Images are not part of the copy; transcribe all the data exactly.
┌──
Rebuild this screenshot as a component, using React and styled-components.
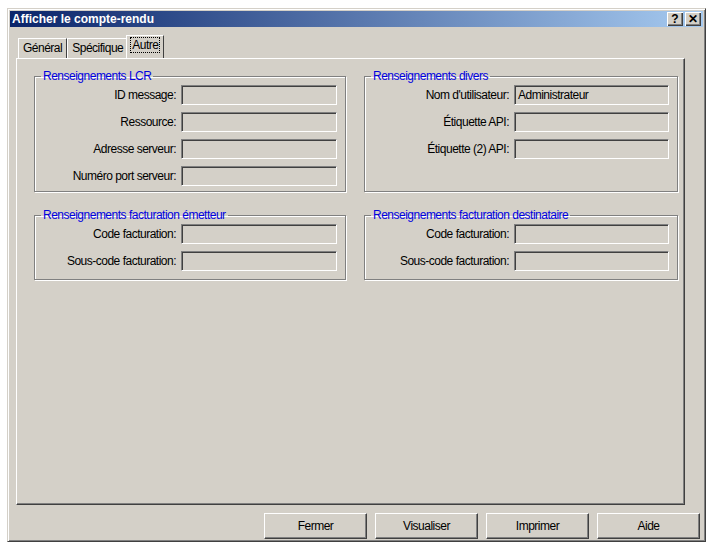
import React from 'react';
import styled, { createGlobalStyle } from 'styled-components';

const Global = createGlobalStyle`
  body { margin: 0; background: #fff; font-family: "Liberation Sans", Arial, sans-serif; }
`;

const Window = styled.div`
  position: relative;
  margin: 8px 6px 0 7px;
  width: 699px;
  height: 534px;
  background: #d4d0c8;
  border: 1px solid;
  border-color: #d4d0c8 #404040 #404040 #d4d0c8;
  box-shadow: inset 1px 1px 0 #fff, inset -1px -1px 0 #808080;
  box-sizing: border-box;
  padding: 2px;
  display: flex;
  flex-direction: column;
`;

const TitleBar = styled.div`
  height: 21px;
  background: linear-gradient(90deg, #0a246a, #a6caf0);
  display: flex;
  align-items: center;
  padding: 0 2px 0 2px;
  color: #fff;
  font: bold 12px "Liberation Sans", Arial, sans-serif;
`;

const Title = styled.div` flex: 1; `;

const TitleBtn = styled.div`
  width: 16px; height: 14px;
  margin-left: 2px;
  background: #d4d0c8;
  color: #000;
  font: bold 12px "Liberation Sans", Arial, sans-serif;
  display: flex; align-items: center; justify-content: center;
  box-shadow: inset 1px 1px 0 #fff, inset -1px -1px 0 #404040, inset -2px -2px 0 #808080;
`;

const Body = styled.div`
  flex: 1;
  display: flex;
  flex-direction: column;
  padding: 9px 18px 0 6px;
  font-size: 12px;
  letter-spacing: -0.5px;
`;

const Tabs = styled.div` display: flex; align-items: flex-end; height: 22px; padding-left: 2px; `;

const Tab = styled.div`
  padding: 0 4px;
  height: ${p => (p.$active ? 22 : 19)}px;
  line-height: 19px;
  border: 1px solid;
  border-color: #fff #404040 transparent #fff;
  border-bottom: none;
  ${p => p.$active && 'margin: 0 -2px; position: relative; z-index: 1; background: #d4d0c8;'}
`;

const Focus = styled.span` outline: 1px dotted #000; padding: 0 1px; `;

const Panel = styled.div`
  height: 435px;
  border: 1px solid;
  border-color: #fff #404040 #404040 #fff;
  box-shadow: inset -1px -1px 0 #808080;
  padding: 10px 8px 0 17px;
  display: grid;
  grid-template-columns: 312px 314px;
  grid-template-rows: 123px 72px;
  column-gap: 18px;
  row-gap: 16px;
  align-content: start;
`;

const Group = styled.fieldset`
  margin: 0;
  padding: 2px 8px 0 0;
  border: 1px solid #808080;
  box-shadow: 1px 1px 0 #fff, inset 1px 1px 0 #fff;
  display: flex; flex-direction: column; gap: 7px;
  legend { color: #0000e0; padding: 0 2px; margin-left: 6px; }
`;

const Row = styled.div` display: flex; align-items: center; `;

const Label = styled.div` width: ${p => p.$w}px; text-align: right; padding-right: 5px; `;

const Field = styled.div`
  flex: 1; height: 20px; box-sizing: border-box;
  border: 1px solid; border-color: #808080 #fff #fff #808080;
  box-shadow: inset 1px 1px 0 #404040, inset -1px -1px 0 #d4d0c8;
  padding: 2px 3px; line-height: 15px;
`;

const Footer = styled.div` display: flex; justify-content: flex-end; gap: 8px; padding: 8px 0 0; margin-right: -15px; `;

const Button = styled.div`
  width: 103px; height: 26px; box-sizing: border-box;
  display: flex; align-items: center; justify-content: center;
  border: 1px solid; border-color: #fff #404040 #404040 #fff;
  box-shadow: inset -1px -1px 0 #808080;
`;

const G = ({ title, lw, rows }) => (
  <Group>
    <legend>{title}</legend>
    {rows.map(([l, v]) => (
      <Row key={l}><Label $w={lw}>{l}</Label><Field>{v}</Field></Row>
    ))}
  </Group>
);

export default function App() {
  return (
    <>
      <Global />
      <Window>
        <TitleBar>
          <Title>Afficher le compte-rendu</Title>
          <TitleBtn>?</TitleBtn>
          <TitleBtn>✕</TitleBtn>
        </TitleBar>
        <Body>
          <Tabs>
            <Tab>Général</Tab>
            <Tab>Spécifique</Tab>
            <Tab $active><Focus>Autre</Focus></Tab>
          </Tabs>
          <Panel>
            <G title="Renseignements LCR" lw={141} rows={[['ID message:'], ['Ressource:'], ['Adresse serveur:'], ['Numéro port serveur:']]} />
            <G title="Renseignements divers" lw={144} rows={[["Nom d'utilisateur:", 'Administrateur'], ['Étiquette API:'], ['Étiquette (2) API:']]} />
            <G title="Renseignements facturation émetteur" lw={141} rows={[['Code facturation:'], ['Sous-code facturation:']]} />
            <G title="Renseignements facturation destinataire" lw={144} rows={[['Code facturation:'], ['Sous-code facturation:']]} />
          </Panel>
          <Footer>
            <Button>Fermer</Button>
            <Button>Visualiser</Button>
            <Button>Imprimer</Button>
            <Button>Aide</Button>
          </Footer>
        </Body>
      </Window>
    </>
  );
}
└──
### Exercise solution
Rebuild this screenshot as a component, using React and styled-components.
import React from 'react';
import styled, { createGlobalStyle } from 'styled-components';

const Global = createGlobalStyle`
  body { margin: 0; background: #fff; font-family: "Liberation Sans", Arial, sans-serif; }
`;

const Window = styled.div`
  position: relative;
  margin: 8px 6px 0 7px;
  width: 699px;
  height: 534px;
  background: #d4d0c8;
  border: 1px solid;
  border-color: #d4d0c8 #404040 #404040 #d4d0c8;
  box-shadow: inset 1px 1px 0 #fff, inset -1px -1px 0 #808080;
  box-sizing: border-box;
  padding: 2px;
  display: flex;
  flex-direction: column;
`;

const TitleBar = styled.div`
  height: 21px;
  background: linear-gradient(90deg, #0a246a, #a6caf0);
  display: flex;
  align-items: center;
  padding: 0 2px 0 2px;
  color: #fff;
  font: bold 12px "Liberation Sans", Arial, sans-serif;
`;

const Title = styled.div` flex: 1; `;

const TitleBtn = styled.div`
  width: 16px; height: 14px;
  margin-left: 2px;
  background: #d4d0c8;
  color: #000;
  font: bold 12px "Liberation Sans", Arial, sans-serif;
  display: flex; align-items: center; justify-content: center;
  box-shadow: inset 1px 1px 0 #fff, inset -1px -1px 0 #404040, inset -2px -2px 0 #808080;
`;

const Body = styled.div`
  flex: 1;
  display: flex;
  flex-direction: column;
  padding: 9px 18px 0 6px;
  font-size: 12px;
  letter-spacing: -0.5px;
`;

const Tabs = styled.div` display: flex; align-items: flex-end; height: 22px; padding-left: 2px; `;

const Tab = styled.div`
  padding: 0 4px;
  height: ${p => (p.$active ? 22 : 19)}px;
  line-height: 19px;
  border: 1px solid;
  border-color: #fff #404040 transparent #fff;
  border-bottom: none;
  ${p => p.$active && 'margin: 0 -2px; position: relative; z-index: 1; background: #d4d0c8;'}
`;

const Focus = styled.span` outline: 1px dotted #000; padding: 0 1px; `;

const Panel = styled.div`
  height: 435px;
  border: 1px solid;
  border-color: #fff #404040 #404040 #fff;
  box-shadow: inset -1px -1px 0 #808080;
  padding: 10px 8px 0 17px;
  display: grid;
  grid-template-columns: 312px 314px;
  grid-template-rows: 123px 72px;
  column-gap: 18px;
  row-gap: 16px;
  align-content: start;
`;

const Group = styled.fieldset`
  margin: 0;
  padding: 2px 8px 0 0;
  border: 1px solid #808080;
  box-shadow: 1px 1px 0 #fff, inset 1px 1px 0 #fff;
  display: flex; flex-direction: column; gap: 7px;
  legend { color: #0000e0; padding: 0 2px; margin-left: 6px; }
`;

const Row = styled.div` display: flex; align-items: center; `;

const Label = styled.div` width: ${p => p.$w}px; text-align: right; padding-right: 5px; `;

const Field = styled.div`
  flex: 1; height: 20px; box-sizing: border-box;
  border: 1px solid; border-color: #808080 #fff #fff #808080;
  box-shadow: inset 1px 1px 0 #404040, inset -1px -1px 0 #d4d0c8;
  padding: 2px 3px; line-height: 15px;
`;

const Footer = styled.div` display: flex; justify-content: flex-end; gap: 8px; padding: 8px 0 0; margin-right: -15px; `;

const Button = styled.div`
  width: 103px; height: 26px; box-sizing: border-box;
  display: flex; align-items: center; justify-content: center;
  border: 1px solid; border-color: #fff #404040 #404040 #fff;
  box-shadow: inset -1px -1px 0 #808080;
`;

const G = ({ title, lw, rows }) => (
  <Group>
    <legend>{title}</legend>
    {rows.map(([l, v]) => (
      <Row key={l}><Label $w={lw}>{l}</Label><Field>{v}</Field></Row>
    ))}
  </Group>
);

export default function App() {
  return (
    <>
      <Global />
      <Window>
        <TitleBar>
          <Title>Afficher le compte-rendu</Title>
          <TitleBtn>?</TitleBtn>
          <TitleBtn>✕</TitleBtn>
        </TitleBar>
        <Body>
          <Tabs>
            <Tab>Général</Tab>
            <Tab>Spécifique</Tab>
            <Tab $active><Focus>Autre</Focus></Tab>
          </Tabs>
          <Panel>
            <G title="Renseignements LCR" lw={141} rows={[['ID message:'], ['Ressource:'], ['Adresse serveur:'], ['Numéro port serveur:']]} />
            <G title="Renseignements divers" lw={144} rows={[["Nom d'utilisateur:", 'Administrateur'], ['Étiquette API:'], ['Étiquette (2) API:']]} />
            <G title="Renseignements facturation émetteur" lw={141} rows={[['Code facturation:'], ['Sous-code facturation:']]} />
            <G title="Renseignements facturation destinataire" lw={144} rows={[['Code facturation:'], ['Sous-code facturation:']]} />
          </Panel>
          <Footer>
            <Button>Fermer</Button>
            <Button>Visualiser</Button>
            <Button>Imprimer</Button>
            <Button>Aide</Button>
          </Footer>
        </Body>
      </Window>
    </>
  );
}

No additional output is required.